NEW YORK (Reuters) Marc Forgione chronicles in his first book how his eponymous New York restaurant that opened in 2008 survived early tough reviews and the Great Recession and became a Michelin-star destination.

This 35-year-old son of Larry Forgione, who is considered a pioneer of modern American cuisine, trained with top European and American chefs after college. After achieving success with his own restaurant, he won the popular U.S. television competition show "Iron Chef" on the Food Network in 2010.

Along with his personal story, Forgione offers 170 recipes in his self-titled book, co-written with Olga Massov and released on Tuesday.

Some of the recipes feature regularly at Marc Forgione, whose menu critics have praised for its use of seasonal local ingredients with modern techniques.

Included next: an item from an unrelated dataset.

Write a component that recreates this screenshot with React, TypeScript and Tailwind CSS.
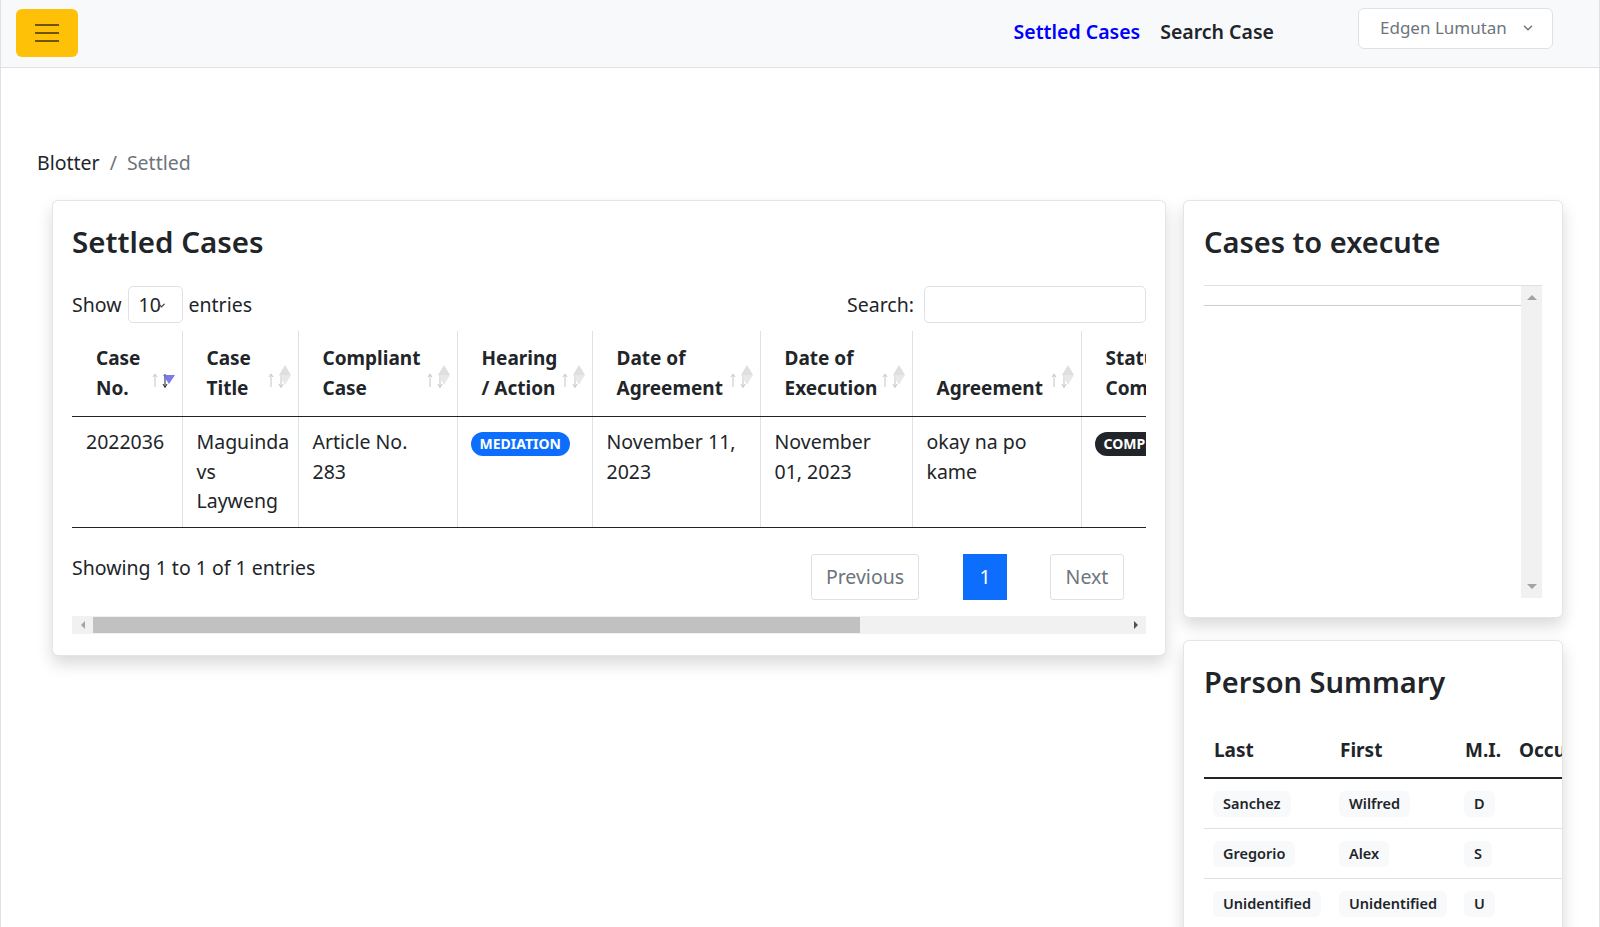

The 35-year-old New York native, whose brother Bryan is also a chef, spoke to Reuters about his career and how to be run a successful restaurant.

Q: Why did you write this book?

A: I really wanted people to know the story of how everybody had to work to keep up what is now Marc Forgione and how to keep it going. It was like going to hell and back during the recession. I don't think everyone realizes how hard the journey has been. I think a lot people would look on the outside with me being my dad's son and an Iron Chef. I wanted people to know it wasn't easier to have what I've gotten. Hopefully this will help people in the future when they have a hard time on their own.


Q: What was your toughest challenge? How did things change?

A: The toughest thing we had to deal with was getting people to come and eat in 2009. It was as slow as you could possibly imagine. Getting a Michelin star really increased our business right off the bat. I was ready to sell the business, then we got the star that week. The week I was ready to sell we got the star so I decided to give it another year.

Q: For first-time diners at Marc Forgione, what is the impression you want to give them?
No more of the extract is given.